Our Lord's coming in the flesh bringing the light of the Divine presence down among men caused a judgment on those to whom the light came, both in this world and in the world of spirits where the evil were assaulting the gates of heaven itself. His resistance to their assault upon His human nature at the same time cast them down in the spirit world to their home beneath, even as He declared—I beheld Satan as lightning fallen from heaven. But the Lord came not merely for judgment. He came also for a light to enlighten the Gentiles. The Gentiles were all people outside of the Jewish race. And indeed it was among these outside nations that His light was chiefly accepted and His Church established, on the faith that He was the Christ, the Son of the living God. In Him at last was seen Man in the image and likeness of God. He first did the will of the Father on earth as it is done in heaven, therein giving man the example for all time, abiding in him and by His Holy Spirit giving him the will to follow, as he will receive it. The world was ripe for the beginning of this realization of what living in the image and likeness of God might mean, as is evident from its marvellous spread during the early centuries; but only for the beginning. The young man thought he desired eternal life, the life of the kingdom of heaven. But when told to renounce all that he had of this world, he was very sorrowful, for he had great possessions. It was not difficult for the first disciples to give up worldly possessions, of which they had no great store—to forsake their nets and follow their Lord. But for this they at once asked what reward they should have in heaven, and disputed among themselves which should there be the greatest. Doubtless in this claim for reward in His kingdom the Lord saw the tares sown with the wheat and foresaw the sad end of this first age of His Church. None knew so well as He the slow and painful steps by which man must be led out of the natural self-seeking life of this world into the spiritual self-devoting life of the Father's kingdom.

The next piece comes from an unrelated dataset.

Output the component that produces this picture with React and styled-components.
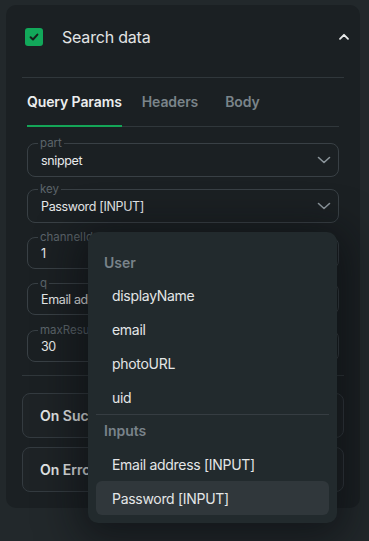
import React from "react";
import styled, { createGlobalStyle } from "styled-components";

const Global = createGlobalStyle`
  html, body { margin: 0; padding: 0; background: #22282b; }
  body { font-family: Inter, "Noto Sans", sans-serif; color: #e4e6e7; }
  * { box-sizing: border-box; }
`;

const Page = styled.div`
  position: relative;
  padding: 5px 9px 34px 6px;
  min-height: 541px;
`;

const Card = styled.div`
  background: #1b2023;
  border-radius: 10px;
  padding: 0 16px 16px;
`;

const Header = styled.div`
  height: 64px;
  display: flex;
  align-items: center;
  padding: 0 10px 0 3px;
  margin-right: -16px;
`;

const Check = styled.div`
  width: 18px;
  height: 18px;
  border-radius: 3px;
  background: #12a85a;
  display: flex;
  align-items: center;
  justify-content: center;
`;

const Title = styled.div`
  margin-left: 19px;
  font-size: 16px;
  letter-spacing: -0.2px;
  color: #e2e4e5;
  flex: 1;
  margin-top: -1px;
`;

const Divider = styled.div`
  height: 1px;
  background: #30373b;
  margin-top: ${(p) => p.$top || 0}px;
`;

const Tabs = styled.div`
  display: flex;
  margin: 0 5px;
  border-bottom: 1px solid #30373b;
  height: 49px;
`;

const Tab = styled.div`
  font-size: 14px;
  font-weight: 600;
  letter-spacing: -0.1px;
  color: ${(p) => (p.$active ? "#eceeef" : "#7a848a")};
  display: flex;
  align-items: center;
  padding-bottom: 1px;
  margin-right: ${(p) => p.$gap || 0}px;
  border-bottom: 2px solid ${(p) => (p.$active ? "#14a557" : "transparent")};
  margin-bottom: -1px;
`;

const Fields = styled.div`
  display: flex;
  flex-direction: column;
  margin: 10px 5px 0;
`;

const Field = styled.fieldset`
  display: block;
  margin: ${(p) => p.$top}px 0 0;
  padding: 0 13px;
  border: 1px solid #394045;
  border-radius: 8px;
  min-width: 0;
`;

const Legend = styled.legend`
  font-size: 11.5px;
  line-height: 12px;
  color: #5b646a;
  padding: 0 2px;
  margin-left: -3px;
  white-space: nowrap;
`;

const Row = styled.div`
  height: ${(p) => p.$h}px;
  display: flex;
  align-items: center;
  padding-bottom: 5px;
`;

const Value = styled.div`
  flex: 1;
  font-size: 12.5px;
  letter-spacing: -0.35px;
  color: #e8eaeb;
  white-space: nowrap;
`;

const FieldChevron = styled.svg`
  margin-right: -6px;
  flex: none;
`;

const ActionBox = styled.div`
  height: 45px;
  border: 1px solid #343b40;
  border-radius: 8px;
  background: #1e2326;
  display: flex;
  align-items: center;
  padding-left: 17px;
  font-size: 14px;
  font-weight: 600;
  color: #e4e6e7;
  margin-top: ${(p) => p.$top}px;
`;

const Menu = styled.div`
  position: absolute;
  left: 88px;
  top: 232px;
  width: 249px;
  background: #222a2d;
  border-radius: 10px;
  padding: 8px;
  box-shadow: 0 8px 40px 10px rgba(8, 10, 12, 0.55);
`;

const GroupLabel = styled.div`
  font-size: 14px;
  font-weight: 600;
  color: #79838a;
  line-height: 20px;
  padding: ${(p) => p.$pad};
`;

const Item = styled.div`
  height: 34px;
  display: flex;
  align-items: center;
  padding-left: 16px;
  font-size: 14px;
  letter-spacing: -0.3px;
  color: #e4e6e7;
  border-radius: 6px;
  background: ${(p) => (p.$selected ? "#30373b" : "transparent")};
`;

const MenuDivider = styled.div`
  height: 1px;
  background: #363d42;
`;

const Down = () => (
  <FieldChevron width="14" height="14" viewBox="0 0 14 14" fill="none">
    <path d="M1.5 4.5 L7 9.5 L12.5 4.5" stroke="#8b959b" strokeWidth="1.6" strokeLinecap="round" strokeLinejoin="round" />
  </FieldChevron>
);

export default function App() {
  return (
    <>
      <Global />
      <Page>
        <Card>
          <Header>
            <Check>
              <svg width="12" height="12" viewBox="0 0 12 12" fill="none">
                <path d="M2.6 6.2 L5 8.5 L9.4 3.6" stroke="#16201b" strokeWidth="2" strokeLinecap="round" strokeLinejoin="round" />
              </svg>
            </Check>
            <Title>Search data</Title>
            <svg width="12" height="12" viewBox="0 0 12 12" fill="none">
              <path d="M2 7.8 L6 3.8 L10 7.8" stroke="#e8eaeb" strokeWidth="1.8" strokeLinecap="round" strokeLinejoin="round" />
            </svg>
          </Header>
          <Divider $top={8} />
          <Tabs>
            <Tab $active $gap={20}>Query Params</Tab>
            <Tab $gap={27}>Headers</Tab>
            <Tab>Body</Tab>
          </Tabs>
          <Fields>
            <Field $top={0}>
              <Legend>part</Legend>
              <Row $h={27}>
                <Value>snippet</Value>
                <Down />
              </Row>
            </Field>
            <Field $top={6}>
              <Legend>key</Legend>
              <Row $h={27}>
                <Value>Password [INPUT]</Value>
                <Down />
              </Row>
            </Field>
            <Field $top={8}>
              <Legend>channelId</Legend>
              <Row $h={25}>
                <Value>1</Value>
              </Row>
            </Field>
            <Field $top={8}>
              <Legend>q</Legend>
              <Row $h={25}>
                <Value>Email address [INPUT]</Value>
              </Row>
            </Field>
            <Field $top={9}>
              <Legend>maxResults</Legend>
              <Row $h={25}>
                <Value>30</Value>
              </Row>
            </Field>
          </Fields>
          <Divider $top={13} />
          <ActionBox $top={17}>On Success</ActionBox>
          <ActionBox $top={9}>On Error</ActionBox>
        </Card>
        <Menu>
          <GroupLabel $pad="13px 8px 5px">User</GroupLabel>
          <Item>displayName</Item>
          <Item>email</Item>
          <Item>photoURL</Item>
          <Item>uid</Item>
          <MenuDivider />
          <GroupLabel $pad="6px 8px 6px">Inputs</GroupLabel>
          <Item>Email address [INPUT]</Item>
          <Item $selected>Password [INPUT]</Item>
        </Menu>
      </Page>
    </>
  );
}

Man was yet but in early youth. A great step was gained in teaching him to set his heart, not on the riches and honors of earth where moth and rust doth corrupt, but on the treasures in heaven where neither moth nor rust doth corrupt and thieves do not break through nor steal. The tares must be let alone until a riper age, when their fruit should be manifest and the developed reason should be ready to bind them in bundles and burn them. But this acceptance of the Gospel mainly through fear of torment or hope of reward in heaven gave every opportunity to self-seeking leaders for gaining control of their converts to their own personal advantage. Retaining the Gospel in their own hands, in a language which none but themselves could read, they devised creeds and canons to maintain their own supremacy. They took away the key of knowledge. Entering not into the kingdom themselves, them that would enter they hindered, all to their own worldly gain.
Luther and his associates revolted from this prostitution of the religion of our Lord, so graphically represented to John in vision as Babylon the great adulteress. And in two centuries they and their followers did much to restore a true conception of the life of the kingdom and of the duty of the Church. But in controverting the error that heaven could be merited by undergoing the penances and paying the tribute imposed by the Church of Rome, substituting therefor belief only in the saving grace of Jesus Christ, Luther went too far. To emphasize the distinction between his Reformed Church and the Roman Catholic, he declared charity and good works to be of no avail for salvation.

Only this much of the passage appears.